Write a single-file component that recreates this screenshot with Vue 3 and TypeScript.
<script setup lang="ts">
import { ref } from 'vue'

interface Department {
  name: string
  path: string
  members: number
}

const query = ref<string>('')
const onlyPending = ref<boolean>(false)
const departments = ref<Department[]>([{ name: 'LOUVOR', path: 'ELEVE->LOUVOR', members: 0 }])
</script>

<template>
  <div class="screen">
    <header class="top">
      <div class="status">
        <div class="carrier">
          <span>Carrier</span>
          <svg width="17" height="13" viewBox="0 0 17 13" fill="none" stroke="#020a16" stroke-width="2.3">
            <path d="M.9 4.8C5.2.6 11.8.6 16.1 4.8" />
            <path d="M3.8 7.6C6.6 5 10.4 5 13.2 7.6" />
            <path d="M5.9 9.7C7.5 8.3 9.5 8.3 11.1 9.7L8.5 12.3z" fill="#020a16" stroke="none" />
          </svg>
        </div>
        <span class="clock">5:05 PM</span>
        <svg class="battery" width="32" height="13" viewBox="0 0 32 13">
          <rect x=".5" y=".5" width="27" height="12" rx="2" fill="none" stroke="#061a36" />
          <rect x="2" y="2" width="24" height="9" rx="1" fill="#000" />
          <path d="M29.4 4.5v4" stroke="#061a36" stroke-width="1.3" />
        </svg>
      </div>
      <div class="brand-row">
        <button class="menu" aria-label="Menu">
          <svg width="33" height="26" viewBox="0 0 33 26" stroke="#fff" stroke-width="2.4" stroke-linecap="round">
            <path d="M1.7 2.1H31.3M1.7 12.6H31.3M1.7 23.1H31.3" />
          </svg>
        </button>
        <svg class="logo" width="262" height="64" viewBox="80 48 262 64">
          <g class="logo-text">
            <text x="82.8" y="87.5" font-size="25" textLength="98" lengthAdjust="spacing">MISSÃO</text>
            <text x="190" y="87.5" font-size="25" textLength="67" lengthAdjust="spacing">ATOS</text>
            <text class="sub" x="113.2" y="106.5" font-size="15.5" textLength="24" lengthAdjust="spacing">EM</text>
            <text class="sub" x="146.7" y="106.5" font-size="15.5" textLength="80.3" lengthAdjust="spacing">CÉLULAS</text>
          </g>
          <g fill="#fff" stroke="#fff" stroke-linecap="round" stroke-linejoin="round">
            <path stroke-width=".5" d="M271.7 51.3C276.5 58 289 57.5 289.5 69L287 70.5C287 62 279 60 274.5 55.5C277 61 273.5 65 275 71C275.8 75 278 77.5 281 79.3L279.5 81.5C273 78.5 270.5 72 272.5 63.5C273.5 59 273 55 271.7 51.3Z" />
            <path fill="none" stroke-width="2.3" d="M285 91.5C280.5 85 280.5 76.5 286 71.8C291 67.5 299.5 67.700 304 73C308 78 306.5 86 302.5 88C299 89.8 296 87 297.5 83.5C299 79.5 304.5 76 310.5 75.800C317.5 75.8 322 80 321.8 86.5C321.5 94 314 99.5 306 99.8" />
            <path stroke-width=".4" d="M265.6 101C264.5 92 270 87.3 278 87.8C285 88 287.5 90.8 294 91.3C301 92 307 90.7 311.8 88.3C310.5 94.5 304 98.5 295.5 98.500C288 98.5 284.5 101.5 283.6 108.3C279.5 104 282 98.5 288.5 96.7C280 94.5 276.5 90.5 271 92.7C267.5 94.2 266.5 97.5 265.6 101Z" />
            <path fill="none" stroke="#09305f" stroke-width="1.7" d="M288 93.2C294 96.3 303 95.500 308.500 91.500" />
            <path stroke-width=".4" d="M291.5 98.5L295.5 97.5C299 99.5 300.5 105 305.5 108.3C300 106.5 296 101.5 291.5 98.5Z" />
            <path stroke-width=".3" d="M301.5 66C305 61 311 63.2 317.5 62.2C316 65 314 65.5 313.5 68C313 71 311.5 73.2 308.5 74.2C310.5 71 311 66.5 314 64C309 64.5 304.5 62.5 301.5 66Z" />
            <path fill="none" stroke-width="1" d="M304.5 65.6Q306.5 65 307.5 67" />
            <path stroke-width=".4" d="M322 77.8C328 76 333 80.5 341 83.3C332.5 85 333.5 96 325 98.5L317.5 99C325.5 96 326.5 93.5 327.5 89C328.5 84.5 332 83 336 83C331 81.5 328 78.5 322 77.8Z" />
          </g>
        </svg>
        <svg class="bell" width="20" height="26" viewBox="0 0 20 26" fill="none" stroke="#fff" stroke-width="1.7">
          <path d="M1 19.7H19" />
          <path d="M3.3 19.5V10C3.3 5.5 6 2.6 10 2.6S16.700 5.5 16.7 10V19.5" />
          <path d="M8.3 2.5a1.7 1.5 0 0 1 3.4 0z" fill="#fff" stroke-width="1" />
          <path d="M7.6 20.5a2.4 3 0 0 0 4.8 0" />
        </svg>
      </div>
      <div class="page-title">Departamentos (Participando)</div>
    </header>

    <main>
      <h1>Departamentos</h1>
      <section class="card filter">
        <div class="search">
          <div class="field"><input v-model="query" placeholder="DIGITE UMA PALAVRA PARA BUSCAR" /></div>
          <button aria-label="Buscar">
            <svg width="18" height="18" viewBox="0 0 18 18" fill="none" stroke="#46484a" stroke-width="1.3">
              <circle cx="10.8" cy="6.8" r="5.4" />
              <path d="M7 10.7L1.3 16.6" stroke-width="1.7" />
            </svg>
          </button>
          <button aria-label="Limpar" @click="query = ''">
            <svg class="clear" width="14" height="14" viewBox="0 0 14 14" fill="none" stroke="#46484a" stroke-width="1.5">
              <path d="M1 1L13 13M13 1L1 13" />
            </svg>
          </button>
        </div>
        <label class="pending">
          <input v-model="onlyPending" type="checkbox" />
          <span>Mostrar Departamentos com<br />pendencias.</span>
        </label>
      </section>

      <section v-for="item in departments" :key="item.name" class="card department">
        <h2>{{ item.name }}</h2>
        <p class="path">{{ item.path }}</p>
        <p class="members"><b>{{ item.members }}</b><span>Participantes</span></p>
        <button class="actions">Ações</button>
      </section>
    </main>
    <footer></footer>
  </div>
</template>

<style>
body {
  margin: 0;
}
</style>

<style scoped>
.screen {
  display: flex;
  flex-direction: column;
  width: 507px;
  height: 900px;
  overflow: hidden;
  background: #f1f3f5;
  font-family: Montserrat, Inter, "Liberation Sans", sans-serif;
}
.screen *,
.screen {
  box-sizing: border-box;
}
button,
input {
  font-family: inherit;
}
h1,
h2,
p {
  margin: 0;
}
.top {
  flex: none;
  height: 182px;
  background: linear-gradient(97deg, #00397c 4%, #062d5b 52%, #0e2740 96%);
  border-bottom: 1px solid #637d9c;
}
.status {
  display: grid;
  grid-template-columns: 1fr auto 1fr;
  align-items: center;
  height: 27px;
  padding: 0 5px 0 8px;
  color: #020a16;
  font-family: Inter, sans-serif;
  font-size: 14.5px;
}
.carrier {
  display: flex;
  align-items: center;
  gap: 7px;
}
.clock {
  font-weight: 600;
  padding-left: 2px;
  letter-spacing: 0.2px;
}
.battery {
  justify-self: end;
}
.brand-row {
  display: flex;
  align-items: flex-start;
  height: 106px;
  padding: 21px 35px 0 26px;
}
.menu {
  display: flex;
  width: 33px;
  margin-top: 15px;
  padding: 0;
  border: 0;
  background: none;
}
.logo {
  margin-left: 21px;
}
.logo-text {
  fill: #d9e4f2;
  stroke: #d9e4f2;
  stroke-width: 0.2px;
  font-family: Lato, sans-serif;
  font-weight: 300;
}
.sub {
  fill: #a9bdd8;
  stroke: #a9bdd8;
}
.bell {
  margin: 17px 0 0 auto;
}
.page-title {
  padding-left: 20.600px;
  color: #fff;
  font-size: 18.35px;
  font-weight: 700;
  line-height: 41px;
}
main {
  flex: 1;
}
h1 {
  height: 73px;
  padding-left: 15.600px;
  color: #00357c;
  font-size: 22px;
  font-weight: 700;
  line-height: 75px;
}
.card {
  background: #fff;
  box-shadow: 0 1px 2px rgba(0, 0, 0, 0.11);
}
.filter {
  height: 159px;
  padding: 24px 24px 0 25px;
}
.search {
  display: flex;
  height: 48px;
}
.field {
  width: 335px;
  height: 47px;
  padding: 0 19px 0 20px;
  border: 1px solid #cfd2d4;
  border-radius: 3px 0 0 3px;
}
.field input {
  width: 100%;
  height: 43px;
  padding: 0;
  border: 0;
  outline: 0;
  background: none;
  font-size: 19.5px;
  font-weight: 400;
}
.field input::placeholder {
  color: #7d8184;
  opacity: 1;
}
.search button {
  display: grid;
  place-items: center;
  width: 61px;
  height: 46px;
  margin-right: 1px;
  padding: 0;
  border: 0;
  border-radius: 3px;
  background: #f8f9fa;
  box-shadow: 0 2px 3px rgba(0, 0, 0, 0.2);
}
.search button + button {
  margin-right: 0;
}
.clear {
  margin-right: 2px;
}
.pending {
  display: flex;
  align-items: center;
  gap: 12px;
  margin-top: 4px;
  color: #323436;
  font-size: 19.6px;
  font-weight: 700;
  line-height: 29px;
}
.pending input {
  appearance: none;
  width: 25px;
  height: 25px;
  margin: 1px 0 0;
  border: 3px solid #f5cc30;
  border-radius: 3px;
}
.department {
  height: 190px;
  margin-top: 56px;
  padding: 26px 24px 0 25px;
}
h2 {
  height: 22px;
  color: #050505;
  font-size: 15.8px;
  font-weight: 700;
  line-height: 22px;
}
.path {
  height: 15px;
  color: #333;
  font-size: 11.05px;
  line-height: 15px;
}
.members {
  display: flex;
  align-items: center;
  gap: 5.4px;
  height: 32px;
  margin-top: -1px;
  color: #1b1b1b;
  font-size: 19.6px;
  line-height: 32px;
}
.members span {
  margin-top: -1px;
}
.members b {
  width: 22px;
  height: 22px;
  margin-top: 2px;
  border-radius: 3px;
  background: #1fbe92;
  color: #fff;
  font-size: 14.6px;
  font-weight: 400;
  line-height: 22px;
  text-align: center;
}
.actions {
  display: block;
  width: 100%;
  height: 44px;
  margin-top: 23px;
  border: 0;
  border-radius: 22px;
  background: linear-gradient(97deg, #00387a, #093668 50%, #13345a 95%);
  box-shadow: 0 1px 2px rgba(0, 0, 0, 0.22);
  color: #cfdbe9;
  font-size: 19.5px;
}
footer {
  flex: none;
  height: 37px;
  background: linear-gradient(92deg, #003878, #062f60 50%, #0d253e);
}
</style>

---

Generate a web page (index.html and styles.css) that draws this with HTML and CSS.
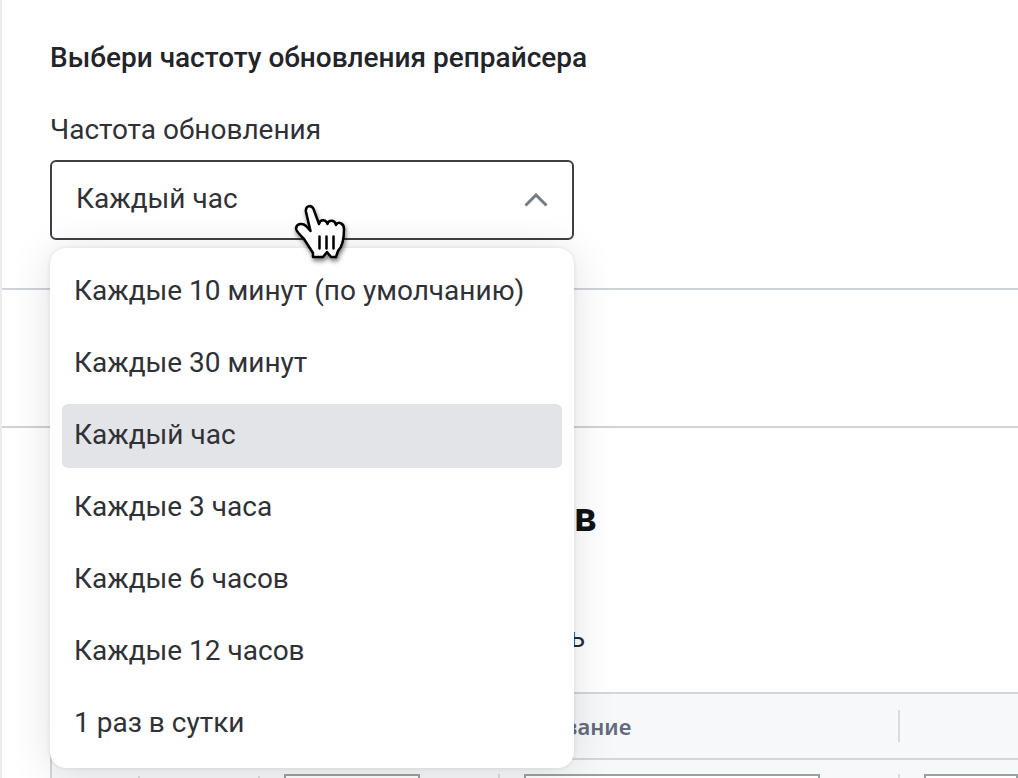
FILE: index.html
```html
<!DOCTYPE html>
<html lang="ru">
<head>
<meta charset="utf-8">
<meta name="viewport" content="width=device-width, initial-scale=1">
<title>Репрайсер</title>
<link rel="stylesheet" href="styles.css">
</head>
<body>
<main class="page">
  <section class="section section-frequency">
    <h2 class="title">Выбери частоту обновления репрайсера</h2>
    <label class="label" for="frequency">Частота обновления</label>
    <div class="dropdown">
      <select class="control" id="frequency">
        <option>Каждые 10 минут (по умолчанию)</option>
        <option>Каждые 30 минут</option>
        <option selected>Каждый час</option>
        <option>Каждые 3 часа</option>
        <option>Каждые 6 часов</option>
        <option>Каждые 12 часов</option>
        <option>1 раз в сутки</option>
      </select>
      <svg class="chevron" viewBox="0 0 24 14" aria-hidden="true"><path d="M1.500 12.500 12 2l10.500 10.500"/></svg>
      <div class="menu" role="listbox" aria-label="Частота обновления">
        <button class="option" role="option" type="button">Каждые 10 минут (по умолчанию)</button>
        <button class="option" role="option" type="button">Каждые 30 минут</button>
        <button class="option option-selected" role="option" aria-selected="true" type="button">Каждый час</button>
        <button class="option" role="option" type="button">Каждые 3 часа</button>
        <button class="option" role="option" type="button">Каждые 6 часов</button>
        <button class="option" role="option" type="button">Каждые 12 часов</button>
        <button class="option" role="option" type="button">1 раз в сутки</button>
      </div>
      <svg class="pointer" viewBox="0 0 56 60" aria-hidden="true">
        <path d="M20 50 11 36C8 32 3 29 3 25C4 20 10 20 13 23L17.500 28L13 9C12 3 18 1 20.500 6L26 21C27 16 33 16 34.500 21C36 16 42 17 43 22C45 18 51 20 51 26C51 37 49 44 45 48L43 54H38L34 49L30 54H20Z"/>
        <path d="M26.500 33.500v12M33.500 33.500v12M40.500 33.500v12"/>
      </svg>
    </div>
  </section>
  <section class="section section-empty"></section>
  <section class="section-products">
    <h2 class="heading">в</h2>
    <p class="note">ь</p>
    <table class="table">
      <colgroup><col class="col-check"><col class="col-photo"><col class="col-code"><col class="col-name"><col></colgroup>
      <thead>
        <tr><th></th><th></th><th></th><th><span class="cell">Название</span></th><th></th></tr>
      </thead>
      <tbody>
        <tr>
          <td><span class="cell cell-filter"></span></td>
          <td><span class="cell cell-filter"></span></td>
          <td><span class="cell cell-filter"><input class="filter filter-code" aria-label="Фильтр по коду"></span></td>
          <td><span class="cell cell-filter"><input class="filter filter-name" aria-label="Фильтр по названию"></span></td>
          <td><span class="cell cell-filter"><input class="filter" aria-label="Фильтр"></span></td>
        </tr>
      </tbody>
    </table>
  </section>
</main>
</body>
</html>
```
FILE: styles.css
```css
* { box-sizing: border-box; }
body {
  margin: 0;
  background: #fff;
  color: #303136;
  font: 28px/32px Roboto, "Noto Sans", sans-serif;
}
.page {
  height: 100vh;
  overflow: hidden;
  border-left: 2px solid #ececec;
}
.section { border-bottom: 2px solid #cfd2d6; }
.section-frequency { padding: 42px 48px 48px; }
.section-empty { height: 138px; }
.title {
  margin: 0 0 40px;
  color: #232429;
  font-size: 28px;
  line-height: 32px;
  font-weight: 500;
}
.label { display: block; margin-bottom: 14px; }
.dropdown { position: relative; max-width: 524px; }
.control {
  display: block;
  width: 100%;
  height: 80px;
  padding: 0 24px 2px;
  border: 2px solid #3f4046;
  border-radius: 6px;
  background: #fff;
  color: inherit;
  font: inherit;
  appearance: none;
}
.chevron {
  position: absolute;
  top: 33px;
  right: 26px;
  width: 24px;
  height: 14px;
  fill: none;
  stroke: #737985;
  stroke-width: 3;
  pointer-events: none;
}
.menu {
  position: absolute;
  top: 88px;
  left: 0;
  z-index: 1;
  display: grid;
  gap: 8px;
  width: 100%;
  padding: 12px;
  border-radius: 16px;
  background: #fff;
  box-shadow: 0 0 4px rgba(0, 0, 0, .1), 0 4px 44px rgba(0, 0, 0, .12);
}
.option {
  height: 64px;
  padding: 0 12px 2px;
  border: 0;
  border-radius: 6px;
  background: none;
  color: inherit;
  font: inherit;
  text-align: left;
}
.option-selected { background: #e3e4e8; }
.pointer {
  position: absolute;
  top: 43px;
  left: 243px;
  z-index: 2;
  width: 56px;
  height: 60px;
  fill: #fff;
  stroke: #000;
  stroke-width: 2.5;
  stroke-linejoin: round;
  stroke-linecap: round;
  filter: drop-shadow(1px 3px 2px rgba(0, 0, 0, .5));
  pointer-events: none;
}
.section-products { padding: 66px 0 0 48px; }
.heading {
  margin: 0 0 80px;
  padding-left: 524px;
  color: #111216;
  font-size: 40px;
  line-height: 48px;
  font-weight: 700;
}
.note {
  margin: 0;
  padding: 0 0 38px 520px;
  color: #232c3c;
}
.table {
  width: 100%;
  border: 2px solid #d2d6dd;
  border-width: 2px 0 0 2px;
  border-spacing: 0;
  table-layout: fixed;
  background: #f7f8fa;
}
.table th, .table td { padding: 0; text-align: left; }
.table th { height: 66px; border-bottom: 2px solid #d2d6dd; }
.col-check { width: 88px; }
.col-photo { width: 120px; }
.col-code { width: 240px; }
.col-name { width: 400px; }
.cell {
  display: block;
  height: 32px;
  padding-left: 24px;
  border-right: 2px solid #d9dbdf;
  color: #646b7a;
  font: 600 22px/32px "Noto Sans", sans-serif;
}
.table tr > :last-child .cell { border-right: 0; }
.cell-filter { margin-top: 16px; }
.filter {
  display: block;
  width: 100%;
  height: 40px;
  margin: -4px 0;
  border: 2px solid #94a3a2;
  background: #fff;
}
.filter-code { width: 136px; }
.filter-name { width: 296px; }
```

==

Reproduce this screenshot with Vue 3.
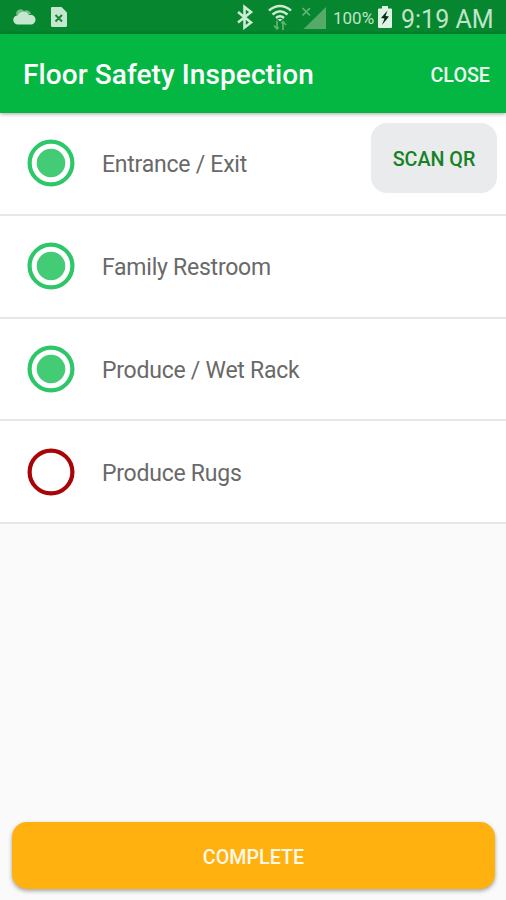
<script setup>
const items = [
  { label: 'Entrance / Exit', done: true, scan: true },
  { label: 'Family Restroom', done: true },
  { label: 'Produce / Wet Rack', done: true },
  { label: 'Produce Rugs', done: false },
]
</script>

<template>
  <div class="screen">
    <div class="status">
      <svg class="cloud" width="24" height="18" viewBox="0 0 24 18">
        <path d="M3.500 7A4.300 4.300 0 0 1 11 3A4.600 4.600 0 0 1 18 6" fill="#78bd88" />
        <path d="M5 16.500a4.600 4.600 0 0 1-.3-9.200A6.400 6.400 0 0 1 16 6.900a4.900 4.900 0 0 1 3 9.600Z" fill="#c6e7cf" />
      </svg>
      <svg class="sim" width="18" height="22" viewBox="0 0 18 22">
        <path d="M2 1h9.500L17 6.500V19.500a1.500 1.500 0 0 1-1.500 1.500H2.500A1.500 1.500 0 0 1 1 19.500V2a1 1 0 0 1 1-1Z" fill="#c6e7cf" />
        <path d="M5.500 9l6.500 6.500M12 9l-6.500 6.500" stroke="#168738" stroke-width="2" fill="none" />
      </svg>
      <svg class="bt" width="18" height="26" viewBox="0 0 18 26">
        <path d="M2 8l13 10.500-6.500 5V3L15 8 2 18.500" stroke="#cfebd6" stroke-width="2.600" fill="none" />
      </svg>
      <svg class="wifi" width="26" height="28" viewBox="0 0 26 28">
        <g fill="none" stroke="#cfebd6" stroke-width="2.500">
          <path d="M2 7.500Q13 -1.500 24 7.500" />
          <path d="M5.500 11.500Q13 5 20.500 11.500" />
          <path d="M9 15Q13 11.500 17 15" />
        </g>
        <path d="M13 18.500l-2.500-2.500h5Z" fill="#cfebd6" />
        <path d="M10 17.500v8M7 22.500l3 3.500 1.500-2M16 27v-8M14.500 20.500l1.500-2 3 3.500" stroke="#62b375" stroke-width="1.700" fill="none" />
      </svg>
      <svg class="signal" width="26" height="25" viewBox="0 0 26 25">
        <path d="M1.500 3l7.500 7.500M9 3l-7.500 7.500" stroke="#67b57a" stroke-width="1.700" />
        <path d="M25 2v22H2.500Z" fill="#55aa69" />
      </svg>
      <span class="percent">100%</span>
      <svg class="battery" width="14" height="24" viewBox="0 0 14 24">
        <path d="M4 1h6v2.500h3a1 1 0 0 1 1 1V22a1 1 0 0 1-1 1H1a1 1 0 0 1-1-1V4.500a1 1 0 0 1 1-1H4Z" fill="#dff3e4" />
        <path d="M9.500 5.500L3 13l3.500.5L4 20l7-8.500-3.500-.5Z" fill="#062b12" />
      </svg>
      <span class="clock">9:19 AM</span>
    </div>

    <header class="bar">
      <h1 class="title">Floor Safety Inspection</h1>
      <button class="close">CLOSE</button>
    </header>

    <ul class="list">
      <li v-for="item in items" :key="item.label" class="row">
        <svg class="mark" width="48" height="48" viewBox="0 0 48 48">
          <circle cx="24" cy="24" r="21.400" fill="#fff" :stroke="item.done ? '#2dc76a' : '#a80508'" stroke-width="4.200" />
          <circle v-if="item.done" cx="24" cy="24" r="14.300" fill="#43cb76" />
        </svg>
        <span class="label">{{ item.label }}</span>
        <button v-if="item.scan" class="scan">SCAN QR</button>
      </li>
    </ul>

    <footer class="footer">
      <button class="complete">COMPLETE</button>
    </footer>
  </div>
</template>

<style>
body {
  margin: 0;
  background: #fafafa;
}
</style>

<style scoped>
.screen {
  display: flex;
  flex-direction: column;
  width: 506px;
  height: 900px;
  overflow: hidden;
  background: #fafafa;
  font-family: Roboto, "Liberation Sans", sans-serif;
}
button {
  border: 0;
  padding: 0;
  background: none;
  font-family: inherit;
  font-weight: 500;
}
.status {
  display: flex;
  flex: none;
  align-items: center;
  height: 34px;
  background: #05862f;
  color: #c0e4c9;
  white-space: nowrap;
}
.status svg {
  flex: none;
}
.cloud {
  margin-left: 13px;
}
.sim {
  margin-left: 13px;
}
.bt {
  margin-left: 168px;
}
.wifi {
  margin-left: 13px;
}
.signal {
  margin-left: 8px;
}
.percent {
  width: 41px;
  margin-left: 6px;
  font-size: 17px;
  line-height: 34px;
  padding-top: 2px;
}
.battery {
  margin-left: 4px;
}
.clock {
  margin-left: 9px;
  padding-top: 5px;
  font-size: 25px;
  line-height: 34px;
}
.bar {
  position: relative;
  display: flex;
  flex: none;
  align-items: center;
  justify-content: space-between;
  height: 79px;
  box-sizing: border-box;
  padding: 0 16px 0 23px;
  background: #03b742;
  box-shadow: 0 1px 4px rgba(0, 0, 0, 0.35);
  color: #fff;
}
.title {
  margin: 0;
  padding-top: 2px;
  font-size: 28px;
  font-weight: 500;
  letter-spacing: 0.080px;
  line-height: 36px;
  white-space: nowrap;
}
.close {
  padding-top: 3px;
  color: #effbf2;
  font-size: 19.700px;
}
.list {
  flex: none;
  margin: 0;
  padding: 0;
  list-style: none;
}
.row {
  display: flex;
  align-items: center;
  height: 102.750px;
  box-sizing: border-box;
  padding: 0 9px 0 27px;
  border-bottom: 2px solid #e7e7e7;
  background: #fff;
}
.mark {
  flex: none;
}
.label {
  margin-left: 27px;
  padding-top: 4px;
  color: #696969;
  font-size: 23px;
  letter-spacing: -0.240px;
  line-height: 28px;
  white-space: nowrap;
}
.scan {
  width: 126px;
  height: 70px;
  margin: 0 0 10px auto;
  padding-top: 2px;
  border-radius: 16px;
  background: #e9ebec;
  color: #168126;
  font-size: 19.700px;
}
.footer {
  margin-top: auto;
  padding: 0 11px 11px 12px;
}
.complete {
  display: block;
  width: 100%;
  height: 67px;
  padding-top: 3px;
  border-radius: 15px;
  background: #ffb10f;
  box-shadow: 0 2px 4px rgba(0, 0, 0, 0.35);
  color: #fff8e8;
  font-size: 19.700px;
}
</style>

REQUEST ->
Your answer should be a single number: the count of lines in the material above that contain "page".

ANSWER TO THE TASK ->
5